After the simultaneous rallies involving 14 million people in 800 cities across 60 countries, a New York Times writer famously suggested that there were two superpowers on the planet: the US and world public opinion.
Mr Nineham said participants were given a sense of their own might and a realisation that they could make a difference in the hardest of circumstances if they were well organised and ambitious enough.
“It didn’t stop the war, tragically, but it had a big impact,” he said. “The legacy of that day lives on 20 years later. It brought together such a diverse coalition of people. It was a once-in-a-generation occurrence.

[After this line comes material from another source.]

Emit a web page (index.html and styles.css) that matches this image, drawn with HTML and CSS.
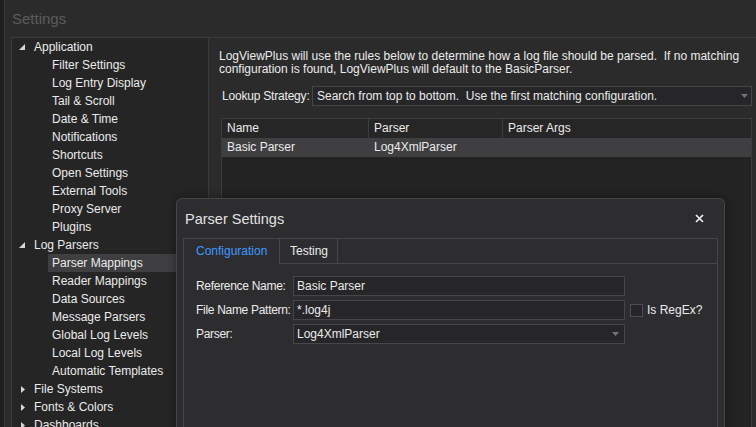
FILE: index.html
```html
<!DOCTYPE html>
<html lang="en">
<head>
    <meta charset="UTF-8">
    <title>Settings</title>
    <link rel="stylesheet" href="styles.css">
</head>
<body>
    <div class="window">
        <div class="window-title">Settings</div>

        <div class="settings-body">
            <!-- settings tree -->
            <ul class="tree">
                <li class="tree-item">
                    <span class="tree-toggle"><svg class="open" width="6" height="6" viewBox="0 0 6 6"><polygon points="6,0 6,6 0,6"/></svg></span>
                    Application
                </li>
                <li class="tree-item child">Filter Settings</li>
                <li class="tree-item child">Log Entry Display</li>
                <li class="tree-item child">Tail &amp; Scroll</li>
                <li class="tree-item child">Date &amp; Time</li>
                <li class="tree-item child">Notifications</li>
                <li class="tree-item child">Shortcuts</li>
                <li class="tree-item child">Open Settings</li>
                <li class="tree-item child">External Tools</li>
                <li class="tree-item child">Proxy Server</li>
                <li class="tree-item child">Plugins</li>
                <li class="tree-item">
                    <span class="tree-toggle"><svg class="open" width="6" height="6" viewBox="0 0 6 6"><polygon points="6,0 6,6 0,6"/></svg></span>
                    Log Parsers
                </li>
                <li class="tree-item child selected">Parser Mappings</li>
                <li class="tree-item child">Reader Mappings</li>
                <li class="tree-item child">Data Sources</li>
                <li class="tree-item child">Message Parsers</li>
                <li class="tree-item child">Global Log Levels</li>
                <li class="tree-item child">Local Log Levels</li>
                <li class="tree-item child">Automatic Templates</li>
                <li class="tree-item">
                    <span class="tree-toggle"><svg class="closed" width="4" height="7" viewBox="0 0 4 7"><polygon points="0,0 4,3.5 0,7"/></svg></span>
                    File Systems
                </li>
                <li class="tree-item">
                    <span class="tree-toggle"><svg class="closed" width="4" height="7" viewBox="0 0 4 7"><polygon points="0,0 4,3.5 0,7"/></svg></span>
                    Fonts &amp; Colors
                </li>
                <li class="tree-item">
                    <span class="tree-toggle"><svg class="closed" width="4" height="7" viewBox="0 0 4 7"><polygon points="0,0 4,3.5 0,7"/></svg></span>
                    Dashboards
                </li>
            </ul>

            <!-- parser mappings page -->
            <div class="page">
                <p class="intro">
                    LogViewPlus will use the rules below to determine how a log file should be parsed.&nbsp; If no matching<br>
                    configuration is found, LogViewPlus will default to the BasicParser.
                </p>
                <div class="lookup">
                    <label class="lookup-label">Lookup Strategy:</label>
                    <div class="combo">
                        <span>Search from top to bottom.&nbsp; Use the first matching configuration.</span>
                        <svg class="combo-arrow" width="7" height="4" viewBox="0 0 7 4"><polygon points="0,0 7,0 3.5,4"/></svg>
                    </div>
                </div>
                <div class="grid">
                    <div class="grid-head">
                        <div class="cell col-name">Name</div>
                        <div class="cell col-parser">Parser</div>
                        <div class="cell col-args">Parser Args</div>
                    </div>
                    <div class="grid-row selected">
                        <div class="cell col-name">Basic Parser</div>
                        <div class="cell col-parser">Log4XmlParser</div>
                        <div class="cell col-args"></div>
                    </div>
                </div>
            </div>
        </div>

        <!-- modal dialog -->
        <div class="dialog">
            <div class="dialog-header">
                <span class="dialog-title">Parser Settings</span>
                <span class="close-button">
                    <svg width="9" height="9" viewBox="0 0 9 9"><path d="M1 1L8 8M8 1L1 8"/></svg>
                </span>
            </div>
            <div class="tabs">
                <div class="tab-strip">
                    <div class="tab tab-config active">Configuration</div>
                    <div class="tab tab-testing">Testing</div>
                </div>
                <div class="tab-page">
                    <div class="form-row">
                        <span class="form-label">Reference Name:</span>
                        <div class="text-input">Basic Parser</div>
                    </div>
                    <div class="form-row">
                        <span class="form-label">File Name Pattern:</span>
                        <div class="text-input">*.log4j</div>
                        <span class="checkbox"></span>
                        <span class="check-label">Is RegEx?</span>
                    </div>
                    <div class="form-row">
                        <span class="form-label">Parser:</span>
                        <div class="text-input combo-input">
                            <span>Log4XmlParser</span>
                            <svg class="combo-arrow" width="7" height="4" viewBox="0 0 7 4"><polygon points="0,0 7,0 3.5,4"/></svg>
                        </div>
                    </div>
                </div>
            </div>
        </div>
    </div>
</body>
</html>
```

FILE: styles.css
```css
:root {
    --border: #3c3c3e;
    --dialog-border: #46464a;
    --input-bg: #262628;
    --selected: #3f3f41;
    --accent: #3d9aff;
}

body {
    margin: 0;
    background: #1f1f1f;
    font-family: 'Liberation Sans', Arial, sans-serif;
    font-size: 12px;
    color: #ebebeb;
    overflow: hidden;
}

.window {
    position: relative;
    margin-left: 4px;
    height: 427px;
    border-left: 1px solid #393939;
    background: #2b2b2b;
    display: flex;
    flex-direction: column;
    overflow: hidden;
}

.window-title {
    flex: none;
    height: 37px;
    line-height: 37px;
    padding-left: 7px;
    font-size: 15px;
    color: #5c5c5c;
}

.settings-body {
    flex: 1;
    min-height: 0;
    display: grid;
    grid-template-columns: 198px 1fr;
    margin-left: 6px;
    border-top: 1px solid var(--border);
}

/* 左侧树 */
.tree {
    list-style: none;
    margin: 0;
    padding: 0;
    background: #252526;
    border-left: 1px solid var(--border);
    border-right: 1px solid var(--border);
}

.tree-item {
    height: 18px;
    display: flex;
    align-items: center;
    padding-left: 6px;
    white-space: nowrap;
}

.tree-item.child {
    margin-left: 36px;
    padding-left: 4px;
}

.tree-item.selected {
    background: var(--selected);
}

.tree-toggle {
    width: 16px;
    display: flex;
    align-items: center;
}

.tree-toggle svg {
    fill: #d8d8d8;
}

.tree-toggle .open {
    margin-left: 1px;
}

.tree-toggle .closed {
    margin-left: 3px;
}

/* 右侧页面 */
.page {
    min-width: 0;
    padding: 12px 4px 0 10px;
    display: flex;
    flex-direction: column;
}

.intro {
    margin: 0;
    line-height: 13px;
    white-space: nowrap;
}

.lookup {
    display: flex;
    align-items: center;
    margin-top: 10px;
}

.lookup-label {
    flex: none;
    width: 90px;
    padding-left: 3px;
    white-space: nowrap;
    letter-spacing: -0.2px;
}

.combo {
    flex: 1;
    height: 20px;
    box-sizing: border-box;
    border: 1px solid var(--dialog-border);
    background: var(--input-bg);
    display: flex;
    align-items: center;
    justify-content: space-between;
    padding: 0 3px 0 4px;
    white-space: nowrap;
}

.combo-arrow {
    fill: #747474;
}

.grid {
    flex: 1;
    margin: 12px 0 0 2px;
    border: 1px solid var(--border);
    border-bottom: none;
    background: #232323;
}

.grid-head,
.grid-row {
    display: flex;
    height: 19px;
    line-height: 19px;
}

.grid-head {
    background: #262626;
}

.grid-head .cell {
    border-right: 1px solid var(--border);
}

.grid-head .col-args {
    border-right: none;
}

.grid-row.selected {
    background: var(--selected);
}

.cell {
    box-sizing: border-box;
    padding-left: 5px;
    white-space: nowrap;
}

.col-name {
    width: 147px;
}

.col-parser {
    width: 134px;
}

.col-args {
    flex: 1;
}

/* 对话框 */
.dialog {
    position: absolute;
    left: 171px;
    top: 198px;
    width: 549px;
    height: 240px;
    box-sizing: border-box;
    padding: 0 6px;
    background: #2d2d30;
    border: 1px solid var(--dialog-border);
    border-bottom: none;
    border-radius: 6px 6px 0 0;
    box-shadow: 0 0 10px rgba(0,0,0,0.4);
}

.dialog-header {
    height: 39px;
    display: flex;
    align-items: center;
    justify-content: space-between;
    padding: 0 9px 0 2px;
}

.dialog-title {
    font-size: 14.5px;
    color: #e2e2e2;
}

.close-button {
    width: 20px;
    height: 20px;
    display: flex;
    align-items: center;
    justify-content: center;
}

.close-button svg {
    stroke: #f0f0f0;
    stroke-width: 1.7;
}

.tabs {
    height: 200px;
    border: 1px solid var(--dialog-border);
    border-bottom: none;
}

.tab-strip {
    display: flex;
    height: 24px;
    border-bottom: 1px solid var(--dialog-border);
}

.tab {
    box-sizing: border-box;
    line-height: 24px;
    border-right: 1px solid var(--dialog-border);
}

.tab-config {
    width: 96px;
    padding-left: 12px;
}

.tab-testing {
    width: 58px;
    padding-left: 10px;
}

.tab.active {
    height: 25px;
    margin-bottom: -1px;
    background: #2d2d30;
    color: var(--accent);
}

.tab-page {
    padding: 12px 0 0 12px;
}

.form-row {
    display: flex;
    align-items: center;
    height: 20px;
    margin-bottom: 4px;
    white-space: nowrap;
}

.form-label {
    flex: none;
    width: 97px;
    letter-spacing: -0.3px;
}

.text-input {
    flex: none;
    width: 332px;
    height: 20px;
    box-sizing: border-box;
    border: 1px solid var(--dialog-border);
    background: var(--input-bg);
    padding: 0 3px;
    display: flex;
    align-items: center;
}

.combo-input {
    justify-content: space-between;
    padding-right: 5px;
}

.checkbox {
    flex: none;
    width: 13px;
    height: 13px;
    box-sizing: border-box;
    margin-left: 5px;
    border: 1px solid #4e4e52;
    background: var(--input-bg);
}

.check-label {
    margin-left: 4px;
}
```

“A huge section of society took the fight into their own hands. They would not sit down and let these people take them into an illegal war. They wanted to do something about it. It was an extremely life-enhancing experience.
“It was not about low wages, conditions in Britain or jobs, it was about not wanting to kill lots of people 4,000 miles away. It was completely selfless. It is extremely energising when you realise people are willing to take a stand for ordinary people thousands of miles away. It was a very emotional and powerful event.
“We need to make sure we do not allow this legacy to be lost or suppressed.”
Rev Reid, who was Lord Mayor of Bradford for a year from 2016, agreed that there were long-lasting, positive repercussions following that weekend.
As the 20th anniversary approached, he and many others among the 400 or so residents of Bradford who rode the buses spoke of the sense of togetherness they felt back then — and still do.
“Bradford showed how important it was for all faiths to unite and speak with one voice,” he said. “We made history that day.
“Sadly, it didn’t make a difference to the war but, as a city, we left as strangers and returned as friends.”